In Exercises \(5-14,\) evaluate the integral. $$\int \frac{2 x+16}{x^{2}+x-6} d x$$

Short answer

The integral of the given function is \(\log|x^{2}+x-6| + 15x + C\).

Step-by-step solution

Identify the derivative of the denominator

On examining the function, the denominator is \(x^{2}+x-6\). Taking the derivative of this expression, we obtain \(2x + 1\). The numerator is \(2x + 16\), which isn't exactly the derivative of the denominator but if we rewrite \((2x+16)\) as \((2x+1+15)\), we can see that \(2x+1\) is the derivative of \(x^{2}+x-6\) and \(15\) is an additional constant.

Apply the rule of integration

The function under the integral is now written in the form of \(f'(x)/f(x) + constant\). Considering only the \(\int (2x+1)/(x^{2}+x-6) dx\) part of the integral, by using the rule of integration, \(\int f'(x)/f(x) dx = \log|f(x)|\), we get \(\log|x^{2}+x-6|\).

Integrate the constant

Since \(\int du = u + C\), the integral of the constant 15 with respect to x would simply be \(15x\).

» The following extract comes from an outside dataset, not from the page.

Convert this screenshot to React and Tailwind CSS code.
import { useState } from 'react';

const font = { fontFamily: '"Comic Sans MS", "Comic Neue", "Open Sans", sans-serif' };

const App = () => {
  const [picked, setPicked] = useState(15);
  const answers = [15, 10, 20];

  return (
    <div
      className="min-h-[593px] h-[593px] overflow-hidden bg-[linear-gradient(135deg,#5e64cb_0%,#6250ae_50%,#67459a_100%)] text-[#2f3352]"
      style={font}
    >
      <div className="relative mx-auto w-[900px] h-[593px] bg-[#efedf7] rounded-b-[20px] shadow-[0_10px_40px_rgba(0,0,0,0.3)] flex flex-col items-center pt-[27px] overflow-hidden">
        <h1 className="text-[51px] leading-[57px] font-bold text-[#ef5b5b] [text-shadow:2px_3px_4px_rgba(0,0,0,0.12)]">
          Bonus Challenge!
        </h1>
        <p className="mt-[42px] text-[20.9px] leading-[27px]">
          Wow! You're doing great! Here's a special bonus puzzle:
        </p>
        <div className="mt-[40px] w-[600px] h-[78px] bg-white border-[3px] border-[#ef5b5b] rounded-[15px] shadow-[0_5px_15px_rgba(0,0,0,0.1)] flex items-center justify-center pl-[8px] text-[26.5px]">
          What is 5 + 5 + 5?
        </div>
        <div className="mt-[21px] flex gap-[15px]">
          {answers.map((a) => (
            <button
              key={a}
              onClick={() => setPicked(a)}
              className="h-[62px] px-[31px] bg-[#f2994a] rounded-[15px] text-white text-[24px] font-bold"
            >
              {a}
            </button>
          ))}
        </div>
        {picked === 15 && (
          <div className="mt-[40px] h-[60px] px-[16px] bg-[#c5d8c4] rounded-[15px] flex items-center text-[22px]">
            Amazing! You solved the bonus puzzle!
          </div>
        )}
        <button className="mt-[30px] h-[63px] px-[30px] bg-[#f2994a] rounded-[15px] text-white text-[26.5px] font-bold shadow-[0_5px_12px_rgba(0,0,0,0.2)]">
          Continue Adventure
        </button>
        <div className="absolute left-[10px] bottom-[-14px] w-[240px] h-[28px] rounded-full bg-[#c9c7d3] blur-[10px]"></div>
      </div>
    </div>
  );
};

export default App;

Combine the results and add the integration constant C

Since the original problem is the integral of a sum of two terms, the integral of the whole is just the sum of the integrals of the elements. Combining results from Step 2 and Step 3 and adding the constant of integration \(C\), the integral of the given function is \(\log|x^{2}+x-6| + 15x + C\).